# [Task]
Work out the number of lines with the word "this" in the material below, then reply with that number only.

>> Begin Data

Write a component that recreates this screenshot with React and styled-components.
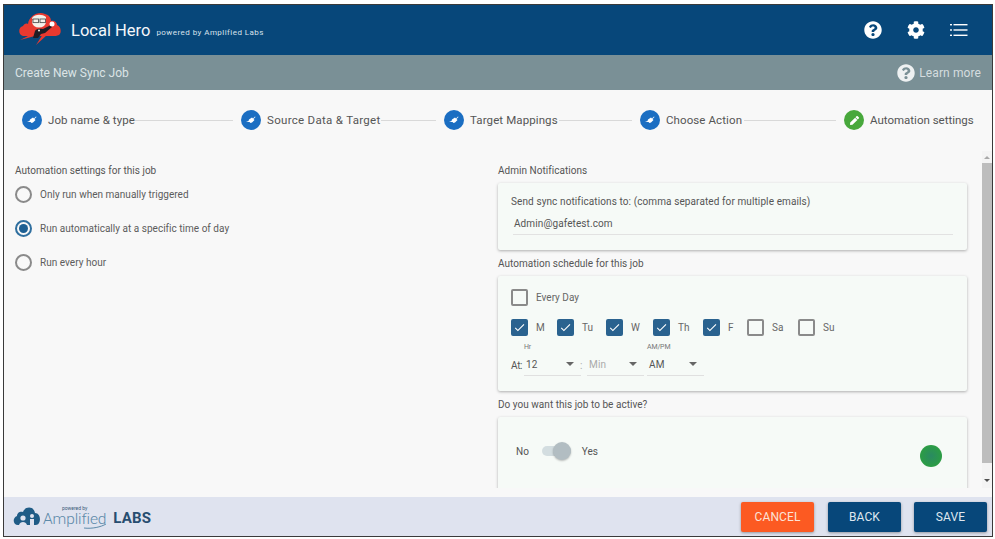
import React from 'react';
import styled, { createGlobalStyle } from 'styled-components';
import { FaQuestionCircle, FaCog, FaPen } from 'react-icons/fa';
import { MdCheck } from 'react-icons/md';

const Global = createGlobalStyle`
  html, body { margin: 0; padding: 0; background: #fff; }
  body { font-family: Roboto, "Liberation Sans", sans-serif; overflow: hidden; }
  * { box-sizing: border-box; }
`;
const Page = styled.div`
  width: 995px; height: 539px; padding: 4px 2px 2px 3px; background: #fff;
`;
const Frame = styled.div`
  width: 100%; height: 100%; border: 1px solid #3a3a3a;
  display: flex; flex-direction: column; background: #f8f8f8; overflow: hidden;
`;
const Header = styled.header`
  height: 50px; flex: none; background: #07477a; color: #fff; display: flex; align-items: center;
  padding: 0 24px 0 14px;
`;
const LogoSlot = styled.span`
  display: block; margin-top: -4px; svg { display: block; }
`;
const Title = styled.span`
  font-size: 16.5px; margin-left: 9px; color: #f4f7fa;
`;
const Powered = styled.span`
  font-size: 8px; margin: 5px 0 0 6px; color: #d7e2ec; letter-spacing: .45px;
`;
const HeaderIcons = styled.div`
  margin-left: auto; display: flex; align-items: center; gap: 25px; color: #fff;
  svg { display: block; }
`;
const SubBar = styled.div`
  height: 35px; flex: none; background: #7a9096; color: #dce4e6; display: flex; align-items: center;
  justify-content: space-between; padding: 0 11px 0 11px; font-size: 12px;
`;
const Learn = styled.span`
  display: flex; align-items: center; gap: 4px; letter-spacing: .1px; color: #d5dddf;
  svg { color: #eef1f2; }
`;
const Stepper = styled.div`
  height: 61px; flex: none; display: flex; align-items: center; padding: 0 0 1px 18px; color: #555;
`;
const Step = styled.div`
  display: flex; align-items: center; gap: 6px; font-size: 11.5px; white-space: nowrap; flex: none;
  letter-spacing: ${p => p.$ls}px;
  width: ${p => (p.$w ? `${p.$w}px` : 'auto')};
`;
const StepDot = styled.span`
  width: 20px; height: 20px; border-radius: 50%; display: flex; align-items: center; justify-content: center; flex: none;
  color: #fff; font-size: 9px; background: ${p => (p.$active ? '#48a83c' : '#1b6ec2')};
`;
const Connector = styled.div`
  flex: none; width: ${p => p.$w}px; height: 1px; background: #d9d9d9; margin-right: 8px;
`;
const Content = styled.div`
  height: 337px; flex: none; display: flex; position: relative; overflow: hidden;
`;
const LeftCol = styled.div`
  width: 483px; flex: none; padding: 14px 0 0 11px;
`;
const RightCol = styled.div`
  flex: 1; padding: 14px 0 0 11px; min-width: 0; overflow: hidden;
`;
const Label = styled.div`
  font-size: 10px; letter-spacing: .03px; color: #555; line-height: 12px;
`;
const RadioRow = styled.div`
  display: flex; align-items: center; gap: 8px; font-size: 10px; letter-spacing: .02px; color: #5c5c5c; height: 34px;
`;
const RadioCircle = styled.span`
  width: 17px; height: 17px; border-radius: 50%; display: flex; align-items: center; justify-content: center; flex: none;
  border: 2px solid ${p => (p.$on ? '#2f6f9f' : '#8a8a8a')};
  &::after { content: ''; width: 9px; height: 9px; border-radius: 50%; background: ${p => (p.$on ? '#1c5f93' : 'transparent')}; }
`;
const RadioGroup = styled.div`
  display: flex; flex-direction: column;
`;
const Card = styled.div`
  width: 469px; background: #f6faf7; border-radius: 2px;
  box-shadow: 0 1px 3px rgba(0,0,0,.3); margin-top: 6px;
`;
const EmailCard = styled(Card)`
  height: 67px; padding: 13px 14px 0 13px; margin-bottom: 8px;
`;
const CardText = styled.div`
  font-size: 10px; letter-spacing: .1px; color: #555; line-height: 12px;
`;
const EmailValue = styled.div`
  margin: 10px 0 0 2px; padding-left: 1px; font-size: 10px; letter-spacing: .1px; color: #555; height: 17px; line-height: 12px;
  border-bottom: 1px solid #e2e2e2;
`;
const ScheduleCard = styled(Card)`
  height: 115px; padding: 13px 13px 0 13px; margin-bottom: 8px;
`;
const CheckRow = styled.div`
  display: flex; align-items: center; height: 17px;
`;
const Day = styled.div`
  display: flex; align-items: center; gap: 8px; font-size: 10px; color: #666; flex: none; width: ${p => p.$w}px;
`;
const Box = styled.span`
  width: 17px; height: 17px; border-radius: 2px; flex: none; display: flex; align-items: center; justify-content: center;
  color: #fff; background: ${p => (p.$on ? '#2a628f' : 'transparent')};
  border: 2px solid ${p => (p.$on ? '#2a628f' : '#8a8a8a')};
`;
const Days = styled(CheckRow)`
  margin-top: 13px;
`;
const TimeRow = styled.div`
  display: flex; align-items: flex-end; margin-top: 7px; font-size: 10px; color: #555;
`;
const Micro = styled.span`
  display: block; font-size: 7px; color: #777; line-height: 8px; height: 8px; margin-bottom: 6px; letter-spacing: -.15px;
`;
const At = styled.span`
  width: 13px; flex: none; padding-bottom: 3px; margin-bottom: 1px; letter-spacing: -.3px; line-height: 12px;
`;
const Sep = styled.span`
  width: 6px; flex: none; margin-left: -1px; margin-right: 1px; color: #aaa; padding-bottom: 3px; line-height: 12px; margin-bottom: 1px;
`;
const SelectCol = styled.div`
  width: 57px; flex: none; margin-right: ${p => p.$mr || 0}px;
`;
const Select = styled.div`
  height: 19px; border-bottom: 1px solid #e0e0e0; display: flex; align-items: flex-start; justify-content: space-between;
  padding: 2px 7px 0 2px; line-height: 12px; color: ${p => (p.$muted ? '#aaa' : '#555')}; letter-spacing: .2px;
  &::after { content: ''; margin-top: 3px; border-left: 4px solid transparent; border-right: 4px solid transparent; border-top: 4px solid #666; }
`;
const ActiveCard = styled(Card)`
  height: 90px; padding: 25px 25px 0 18px; display: flex; align-items: flex-start; font-size: 10px; color: #555;
`;
const SwitchRow = styled.div`
  display: flex; align-items: center; gap: 13px; height: 18px;
`;
const Track = styled.span`
  width: 29px; height: 10px; border-radius: 5px; background: #d3dde0; position: relative; display: block;
  margin-right: -2px;
  &::after {
    content: ''; position: absolute; right: 0; top: -4px; width: 18px; height: 18px; border-radius: 50%;
    background: #b2bdc2; box-shadow: 0 1px 2px rgba(0,0,0,.25);
  }
`;
const Lamp = styled.span`
  width: 22px; height: 22px; border-radius: 50%; margin: 3px 0 0 auto;
  background: radial-gradient(circle, #2a8a62 0%, #2b9a48 60%, #35a83f 100%);
`;
const Scrollbar = styled.div`
  position: absolute; right: 0; top: 0; bottom: 0; width: 10px; background: #f4f4f4; display: flex; flex-direction: column;
  align-items: center;
`;
const Arrow = styled.span`
  height: ${p => p.$h}px; flex: none; display: flex; align-items: center; justify-content: center;
  &::after { content: ''; border-left: 3px solid transparent; border-right: 3px solid transparent;
    ${p => (p.$up ? 'border-bottom: 3px solid #a9a9a9;' : 'border-top: 3px solid #505050;')} }
`;
const Thumb = styled.div`
  width: 100%; height: 300px; background: #bdbdbd; flex: none;
`;
const Spacer = styled.div`flex: 1;`;
const Band = styled.div`flex: 1; min-height: 0; background: #f8f8f8;`;
const Footer = styled.footer`
  height: 39px; flex: none; background: #dfe3ef; display: flex; align-items: center; padding: 0 5px 0 9px;
`;
const Brand = styled.div`
  display: flex; align-items: center; margin-right: auto; margin-top: -2px;
`;
const BrandName = styled.div`
  position: relative; display: flex; flex-direction: column; align-items: center; margin-left: 3px; color: #5d8aa9; font-size: 15.5px;
  small { font-size: 5px; line-height: 6px; color: #3a5a78; }
  span { font-weight: 300; letter-spacing: -.1px; line-height: 16px; }
  svg { position: absolute; right: 0; bottom: -2px; }
`;
const Labs = styled.span`
  font-size: 15px; font-weight: 700; color: #274d70; margin-left: 7px; margin-top: 5px; letter-spacing: .2px;
`;
const Btn = styled.button`
  width: 73px; height: 30px; border: 0; border-radius: 2px; margin-left: ${p => p.$ml}px; font-family: inherit; font-size: 12px; letter-spacing: .1px;
  color: ${p => (p.$danger ? '#fbe3d8' : '#dfe7ef')}; background: ${p => (p.$danger ? '#fc5a22' : '#07477a')}; box-shadow: 0 1px 3px rgba(0,0,0,.35);
`;

const Logo = () => (
  <svg width="44" height="34" viewBox="0 0 44 34">
    <path d="M5 25 C0 24 0 16 5 15 C6 13 8 12 10 13 C11 5 20 0 27 3 C31 4 33 7 33 10 C36 9 39 11 39 14 C43 15 44 22 41 24 C39 25 37 25 33 25 L8 25 Z" fill="#e8392f" />
    <path d="M2 29 L14 23 L17 25 Z M18 34 L25 23 L29 24 Z" fill="#e8392f" />
    <ellipse cx="21" cy="11" rx="7" ry="5.5" fill="#f4f0ea" />
    <path d="M14 7 C17 3 24 3 28 6 L28 8 L14 8 Z" fill="#f4f0ea" />
    <rect x="15" y="8" width="5.5" height="3.6" fill="none" stroke="#555" strokeWidth=".9" />
    <rect x="22" y="8" width="5.5" height="3.6" fill="none" stroke="#555" strokeWidth=".9" />
    <path d="M15 27 L17 20 C19 17 23 18 25 18 L33 14 L34 16 L27 22 L23 23 L20 27 Z" fill="#1d1d25" />
    <circle cx="21" cy="19.5" r="1" fill="#f4f0ea" />
    <circle cx="34" cy="13" r="2.5" fill="#fff" />
  </svg>
);

const CloudLogo = () => (
  <svg width="27" height="21" viewBox="0 0 27 21">
    <path d="M5 20 C0 20 -1 13 4 11 C4 7 8 6 10 7 C12 1 21 1 22 8 C27 8 28 15 26 18 C25 20 23 20 21 20 Z" fill="#1f5c86" />
    <circle cx="10" cy="13" r="2.6" fill="#dfe3ef" />
    <circle cx="19" cy="11" r="2" fill="#dfe3ef" />
    <path d="M6 20 C7 16 13 16 14 20 Z M17 20 v-6 h4 v6 Z" fill="#dfe3ef" />
  </svg>
);

const Swoosh = () => (
  <svg width="22" height="5" viewBox="0 0 22 5">
    <path d="M0 4 C8 5 17 3 22 0" fill="none" stroke="#5d8aa9" strokeWidth="1" />
  </svg>
);

const PlugIcon = () => (
  <svg width="12" height="12" viewBox="0 0 12 12">
    <path d="M1 8 L3.5 7 L4 5.5 L7 3.5 L8 4.5 L10 2.5 L10.5 3 L8.5 5 L9.5 6 L7 8.5 L5.5 9 L4.5 8 Z" fill="#fff" />
  </svg>
);

const ListIcon = () => (
  <svg width="18" height="14" viewBox="0 0 18 14" fill="#fff">
    <rect x="0" y="1" width="2" height="1.4" />
    <rect x="3.5" y="1" width="14" height="1.4" />
    <rect x="0" y="6.3" width="2" height="1.4" />
    <rect x="3.5" y="6.3" width="14" height="1.4" />
    <rect x="0" y="11.6" width="2" height="1.4" />
    <rect x="3.5" y="11.6" width="14" height="1.4" />
  </svg>
);

const steps = [
  ['Job name & type', 113, 98, .09],
  ['Source Data & Target', 140, 55, .3],
  ['Target Mappings', 115, 73, .1],
  ['Choose Action', 104, 92, .1],
];
const days = [['M', 1, 46], ['Tu', 1, 49], ['W', 1, 47], ['Th', 1, 50], ['F', 1, 44], ['Sa', 0, 51], ['Su', 0, 50]];

export default function App() {
  return (
    <Page>
      <Global />
      <Frame>
        <Header>
          <LogoSlot><Logo /></LogoSlot>
          <Title>Local Hero</Title>
          <Powered>powered by Amplified Labs</Powered>
          <HeaderIcons>
            <FaQuestionCircle size={18} />
            <FaCog size={18} />
            <ListIcon />
          </HeaderIcons>
        </Header>
        <SubBar>
          <span>Create New Sync Job</span>
          <Learn><FaQuestionCircle size={18} />Learn more</Learn>
        </SubBar>
        <Stepper>
          {steps.map(([s, w, c, ls]) => (
            <React.Fragment key={s}>
              <Step $w={w} $ls={ls}><StepDot><PlugIcon /></StepDot>{s}</Step>
              <Connector $w={c} />
            </React.Fragment>
          ))}
          <Step $ls={0}><StepDot $active><FaPen /></StepDot>Automation settings</Step>
        </Stepper>
        <Content>
          <LeftCol>
            <Label>Automation settings for this job</Label>
            <RadioGroup>
              <RadioRow><RadioCircle />Only run when manually triggered</RadioRow>
              <RadioRow><RadioCircle $on />Run automatically at a specific time of day</RadioRow>
              <RadioRow><RadioCircle />Run every hour</RadioRow>
            </RadioGroup>
          </LeftCol>
          <RightCol>
            <Label>Admin Notifications</Label>
            <EmailCard>
              <CardText>Send sync notifications to: (comma separated for multiple emails)</CardText>
              <EmailValue>Admin@gafetest.com</EmailValue>
            </EmailCard>
            <Label>Automation schedule for this job</Label>
            <ScheduleCard>
              <CheckRow><Day $w={90}><Box />Every Day</Day></CheckRow>
              <Days>
                {days.map(([d, on, w]) => (
                  <Day key={d} $w={w}>
                    <Box $on={!!on}>{on ? <MdCheck size={15} /> : null}</Box>{d}
                  </Day>
                ))}
              </Days>
              <TimeRow>
                <At>At:</At>
                <SelectCol><Micro>Hr</Micro><Select>12</Select></SelectCol>
                <Sep>:</Sep>
                <SelectCol $mr={3}><Select $muted>Min</Select></SelectCol>
                <SelectCol><Micro>AM/PM</Micro><Select>AM</Select></SelectCol>
              </TimeRow>
            </ScheduleCard>
            <Label>Do you want this job to be active?</Label>
            <ActiveCard>
              <SwitchRow>No<Track />Yes</SwitchRow>
              <Lamp />
            </ActiveCard>
          </RightCol>
          <Scrollbar>
            <Arrow $up $h={12} />
            <Thumb />
            <Spacer />
            <Arrow $h={16} />
          </Scrollbar>
        </Content>
        <Band />
        <Footer>
          <Brand>
            <CloudLogo />
            <BrandName><small>powered by</small><span>Amplified</span><Swoosh /></BrandName>
            <Labs>LABS</Labs>
          </Brand>
          <Btn $danger $ml={0}>CANCEL</Btn>
          <Btn $ml={14}>BACK</Btn>
          <Btn $ml={13}>SAVE</Btn>
        </Footer>
      </Frame>
    </Page>
  );
}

>> End Data

# [Exercise response]
4